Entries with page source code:
↓

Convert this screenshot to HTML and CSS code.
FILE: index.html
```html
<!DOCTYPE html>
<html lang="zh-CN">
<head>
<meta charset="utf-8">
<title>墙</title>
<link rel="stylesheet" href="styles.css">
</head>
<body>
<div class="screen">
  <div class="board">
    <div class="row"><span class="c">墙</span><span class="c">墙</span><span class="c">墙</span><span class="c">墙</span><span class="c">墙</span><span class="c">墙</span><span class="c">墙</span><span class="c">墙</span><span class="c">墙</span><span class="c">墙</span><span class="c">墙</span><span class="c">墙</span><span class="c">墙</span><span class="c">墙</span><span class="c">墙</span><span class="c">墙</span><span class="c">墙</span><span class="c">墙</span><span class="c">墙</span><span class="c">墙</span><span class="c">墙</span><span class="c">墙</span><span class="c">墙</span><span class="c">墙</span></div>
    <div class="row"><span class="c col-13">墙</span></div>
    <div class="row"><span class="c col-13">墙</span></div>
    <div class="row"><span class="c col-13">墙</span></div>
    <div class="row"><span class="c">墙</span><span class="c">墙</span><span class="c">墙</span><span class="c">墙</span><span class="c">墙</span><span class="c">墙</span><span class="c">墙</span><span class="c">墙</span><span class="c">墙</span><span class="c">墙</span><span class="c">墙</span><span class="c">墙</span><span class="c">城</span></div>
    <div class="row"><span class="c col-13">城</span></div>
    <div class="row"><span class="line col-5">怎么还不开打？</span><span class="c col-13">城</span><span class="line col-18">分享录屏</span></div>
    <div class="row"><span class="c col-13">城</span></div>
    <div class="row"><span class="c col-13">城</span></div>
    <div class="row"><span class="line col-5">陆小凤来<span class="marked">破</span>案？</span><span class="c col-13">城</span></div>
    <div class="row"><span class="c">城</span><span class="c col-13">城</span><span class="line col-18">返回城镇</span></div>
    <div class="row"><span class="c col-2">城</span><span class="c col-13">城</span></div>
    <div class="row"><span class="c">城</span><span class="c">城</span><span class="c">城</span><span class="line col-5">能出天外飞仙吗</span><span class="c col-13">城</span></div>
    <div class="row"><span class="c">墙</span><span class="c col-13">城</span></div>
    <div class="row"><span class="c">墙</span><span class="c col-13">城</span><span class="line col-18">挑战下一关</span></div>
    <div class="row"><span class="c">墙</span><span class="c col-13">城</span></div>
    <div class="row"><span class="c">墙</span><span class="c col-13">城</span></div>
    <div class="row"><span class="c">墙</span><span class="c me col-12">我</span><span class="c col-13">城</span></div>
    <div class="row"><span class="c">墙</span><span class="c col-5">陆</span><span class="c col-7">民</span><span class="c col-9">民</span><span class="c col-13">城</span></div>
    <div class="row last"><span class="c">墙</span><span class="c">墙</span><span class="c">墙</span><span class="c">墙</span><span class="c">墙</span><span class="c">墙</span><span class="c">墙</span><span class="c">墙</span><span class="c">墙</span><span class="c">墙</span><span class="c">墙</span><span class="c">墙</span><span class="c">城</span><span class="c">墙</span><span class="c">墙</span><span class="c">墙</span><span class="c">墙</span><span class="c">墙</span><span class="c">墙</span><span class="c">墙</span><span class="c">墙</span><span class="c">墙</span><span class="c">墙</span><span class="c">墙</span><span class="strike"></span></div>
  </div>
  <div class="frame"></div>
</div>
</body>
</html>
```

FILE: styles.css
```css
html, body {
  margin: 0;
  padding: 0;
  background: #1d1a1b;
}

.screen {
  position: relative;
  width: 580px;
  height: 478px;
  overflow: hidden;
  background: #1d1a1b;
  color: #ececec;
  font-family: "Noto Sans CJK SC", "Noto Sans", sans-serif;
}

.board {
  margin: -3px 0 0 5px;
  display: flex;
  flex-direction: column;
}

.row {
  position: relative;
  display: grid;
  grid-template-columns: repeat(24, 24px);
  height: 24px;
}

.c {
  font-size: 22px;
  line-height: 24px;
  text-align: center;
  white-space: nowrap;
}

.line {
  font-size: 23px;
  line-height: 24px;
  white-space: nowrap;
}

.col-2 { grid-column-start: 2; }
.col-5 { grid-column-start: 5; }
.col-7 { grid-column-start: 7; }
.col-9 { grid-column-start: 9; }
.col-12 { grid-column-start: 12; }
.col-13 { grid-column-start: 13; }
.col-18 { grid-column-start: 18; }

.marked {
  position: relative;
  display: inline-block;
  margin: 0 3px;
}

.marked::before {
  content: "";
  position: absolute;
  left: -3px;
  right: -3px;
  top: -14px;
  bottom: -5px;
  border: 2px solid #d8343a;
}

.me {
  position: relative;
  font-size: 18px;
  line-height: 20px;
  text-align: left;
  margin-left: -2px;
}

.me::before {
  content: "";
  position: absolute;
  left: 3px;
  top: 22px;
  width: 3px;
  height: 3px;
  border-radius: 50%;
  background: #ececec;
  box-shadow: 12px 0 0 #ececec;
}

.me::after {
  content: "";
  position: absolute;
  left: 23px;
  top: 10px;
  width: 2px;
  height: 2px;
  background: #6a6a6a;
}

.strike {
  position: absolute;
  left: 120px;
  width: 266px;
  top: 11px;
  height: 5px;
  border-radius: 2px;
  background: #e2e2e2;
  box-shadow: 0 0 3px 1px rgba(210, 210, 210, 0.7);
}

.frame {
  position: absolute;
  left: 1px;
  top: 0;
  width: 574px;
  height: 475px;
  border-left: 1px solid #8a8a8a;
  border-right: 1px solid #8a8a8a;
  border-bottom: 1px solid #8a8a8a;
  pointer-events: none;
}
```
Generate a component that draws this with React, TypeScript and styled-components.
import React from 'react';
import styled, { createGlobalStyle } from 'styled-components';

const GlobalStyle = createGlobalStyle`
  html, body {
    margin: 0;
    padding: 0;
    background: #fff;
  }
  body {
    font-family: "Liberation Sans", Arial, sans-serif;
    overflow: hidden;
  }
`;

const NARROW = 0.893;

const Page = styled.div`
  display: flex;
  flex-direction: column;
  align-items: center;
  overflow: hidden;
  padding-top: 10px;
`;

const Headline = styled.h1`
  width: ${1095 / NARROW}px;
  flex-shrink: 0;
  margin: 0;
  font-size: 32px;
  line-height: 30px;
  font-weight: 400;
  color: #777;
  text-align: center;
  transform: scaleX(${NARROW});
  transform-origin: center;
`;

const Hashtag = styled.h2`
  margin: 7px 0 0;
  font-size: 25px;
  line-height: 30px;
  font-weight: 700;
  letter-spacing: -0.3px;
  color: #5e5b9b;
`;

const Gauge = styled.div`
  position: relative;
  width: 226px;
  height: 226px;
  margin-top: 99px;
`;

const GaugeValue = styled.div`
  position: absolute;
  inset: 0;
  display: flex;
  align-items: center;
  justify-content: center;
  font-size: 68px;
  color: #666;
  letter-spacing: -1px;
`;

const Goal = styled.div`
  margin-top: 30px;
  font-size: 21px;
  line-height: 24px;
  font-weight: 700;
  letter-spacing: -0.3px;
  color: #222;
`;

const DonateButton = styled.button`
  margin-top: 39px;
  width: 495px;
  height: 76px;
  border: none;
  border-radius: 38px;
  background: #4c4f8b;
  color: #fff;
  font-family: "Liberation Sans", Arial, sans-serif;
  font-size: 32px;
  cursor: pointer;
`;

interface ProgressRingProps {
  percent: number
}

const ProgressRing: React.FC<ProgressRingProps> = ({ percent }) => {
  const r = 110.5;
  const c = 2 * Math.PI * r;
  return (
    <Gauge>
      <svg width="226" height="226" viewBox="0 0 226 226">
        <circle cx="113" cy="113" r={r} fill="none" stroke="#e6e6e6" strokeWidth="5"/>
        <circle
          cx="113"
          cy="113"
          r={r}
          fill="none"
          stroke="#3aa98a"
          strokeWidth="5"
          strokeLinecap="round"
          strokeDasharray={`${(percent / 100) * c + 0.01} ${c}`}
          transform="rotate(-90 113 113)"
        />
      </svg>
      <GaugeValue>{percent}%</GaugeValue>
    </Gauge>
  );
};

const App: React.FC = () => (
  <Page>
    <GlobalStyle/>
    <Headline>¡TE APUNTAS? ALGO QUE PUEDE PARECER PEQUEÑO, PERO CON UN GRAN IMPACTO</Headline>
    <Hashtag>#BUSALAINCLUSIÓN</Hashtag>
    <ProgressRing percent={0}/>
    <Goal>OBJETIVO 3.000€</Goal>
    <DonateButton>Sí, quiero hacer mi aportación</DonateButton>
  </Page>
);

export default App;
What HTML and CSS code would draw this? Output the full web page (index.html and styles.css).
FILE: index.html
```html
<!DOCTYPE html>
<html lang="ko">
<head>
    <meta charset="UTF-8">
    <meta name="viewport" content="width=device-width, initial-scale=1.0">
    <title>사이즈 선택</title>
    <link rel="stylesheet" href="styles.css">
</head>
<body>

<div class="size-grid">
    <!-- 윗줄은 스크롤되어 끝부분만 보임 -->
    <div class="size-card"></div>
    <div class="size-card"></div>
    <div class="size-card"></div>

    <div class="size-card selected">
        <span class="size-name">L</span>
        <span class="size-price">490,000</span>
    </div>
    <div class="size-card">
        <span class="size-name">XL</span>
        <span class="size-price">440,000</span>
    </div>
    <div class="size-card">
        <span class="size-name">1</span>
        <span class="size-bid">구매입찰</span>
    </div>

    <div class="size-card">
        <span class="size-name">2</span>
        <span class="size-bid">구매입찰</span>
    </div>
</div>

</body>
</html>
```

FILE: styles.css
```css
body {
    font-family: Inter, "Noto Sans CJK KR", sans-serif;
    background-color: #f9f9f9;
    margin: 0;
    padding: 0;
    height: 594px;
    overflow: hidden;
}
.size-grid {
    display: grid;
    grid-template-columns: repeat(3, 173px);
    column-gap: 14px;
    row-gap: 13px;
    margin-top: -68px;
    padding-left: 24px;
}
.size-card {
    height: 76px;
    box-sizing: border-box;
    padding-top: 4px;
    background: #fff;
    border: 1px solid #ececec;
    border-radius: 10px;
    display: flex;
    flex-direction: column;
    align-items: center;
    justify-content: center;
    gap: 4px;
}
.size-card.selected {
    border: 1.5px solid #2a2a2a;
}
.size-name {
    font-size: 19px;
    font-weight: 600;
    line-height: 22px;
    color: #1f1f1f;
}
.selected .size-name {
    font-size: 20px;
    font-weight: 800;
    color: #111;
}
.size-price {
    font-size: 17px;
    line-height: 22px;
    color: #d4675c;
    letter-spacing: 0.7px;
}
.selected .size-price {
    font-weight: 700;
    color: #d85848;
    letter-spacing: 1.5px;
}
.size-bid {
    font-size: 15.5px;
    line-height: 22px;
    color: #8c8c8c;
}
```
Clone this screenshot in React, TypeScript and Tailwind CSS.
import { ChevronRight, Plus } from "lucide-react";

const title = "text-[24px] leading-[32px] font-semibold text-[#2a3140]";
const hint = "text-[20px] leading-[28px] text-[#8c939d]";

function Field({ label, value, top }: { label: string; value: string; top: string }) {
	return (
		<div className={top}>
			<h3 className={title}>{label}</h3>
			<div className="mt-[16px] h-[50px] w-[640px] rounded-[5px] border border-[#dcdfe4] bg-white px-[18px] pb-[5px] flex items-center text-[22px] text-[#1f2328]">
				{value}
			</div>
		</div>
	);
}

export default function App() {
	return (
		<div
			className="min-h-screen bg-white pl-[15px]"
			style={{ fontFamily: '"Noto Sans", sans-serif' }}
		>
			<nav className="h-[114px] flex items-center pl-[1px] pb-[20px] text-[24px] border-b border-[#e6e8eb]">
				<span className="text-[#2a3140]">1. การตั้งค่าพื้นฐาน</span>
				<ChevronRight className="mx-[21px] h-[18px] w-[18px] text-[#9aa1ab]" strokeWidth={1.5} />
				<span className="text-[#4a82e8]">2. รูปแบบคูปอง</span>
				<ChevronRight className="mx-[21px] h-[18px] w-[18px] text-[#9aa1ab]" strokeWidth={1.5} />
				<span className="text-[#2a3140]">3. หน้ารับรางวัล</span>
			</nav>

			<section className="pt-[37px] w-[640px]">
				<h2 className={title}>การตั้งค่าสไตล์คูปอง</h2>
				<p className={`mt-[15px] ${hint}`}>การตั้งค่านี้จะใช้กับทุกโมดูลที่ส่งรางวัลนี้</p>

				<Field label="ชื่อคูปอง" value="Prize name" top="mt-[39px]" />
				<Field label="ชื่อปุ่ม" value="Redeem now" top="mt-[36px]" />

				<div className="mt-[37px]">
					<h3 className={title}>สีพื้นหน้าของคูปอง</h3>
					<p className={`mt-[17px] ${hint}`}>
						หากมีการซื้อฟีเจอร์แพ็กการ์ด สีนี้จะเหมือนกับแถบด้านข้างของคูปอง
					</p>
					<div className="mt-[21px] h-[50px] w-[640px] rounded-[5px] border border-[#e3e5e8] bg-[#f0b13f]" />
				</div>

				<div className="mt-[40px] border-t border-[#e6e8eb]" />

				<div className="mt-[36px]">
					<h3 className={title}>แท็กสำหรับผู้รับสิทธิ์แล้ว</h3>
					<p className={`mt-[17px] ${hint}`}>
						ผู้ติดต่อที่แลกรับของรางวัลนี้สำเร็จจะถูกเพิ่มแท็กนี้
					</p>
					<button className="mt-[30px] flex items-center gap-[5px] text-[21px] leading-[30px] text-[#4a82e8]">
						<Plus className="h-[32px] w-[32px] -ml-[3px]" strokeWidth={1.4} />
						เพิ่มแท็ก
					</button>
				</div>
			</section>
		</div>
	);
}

↑

▶ _GIVEN TASK_
Using the data above, transcribe the lines that run from the line with "Generate a component" to the line with "const NARROW = 0.893;", both ends kept, and output nothing else.

▶ _TASK SOLUTION_
Generate a component that draws this with React, TypeScript and styled-components.
import React from 'react';
import styled, { createGlobalStyle } from 'styled-components';

const GlobalStyle = createGlobalStyle`
  html, body {
    margin: 0;
    padding: 0;
    background: #fff;
  }
  body {
    font-family: "Liberation Sans", Arial, sans-serif;
    overflow: hidden;
  }
`;

const NARROW = 0.893;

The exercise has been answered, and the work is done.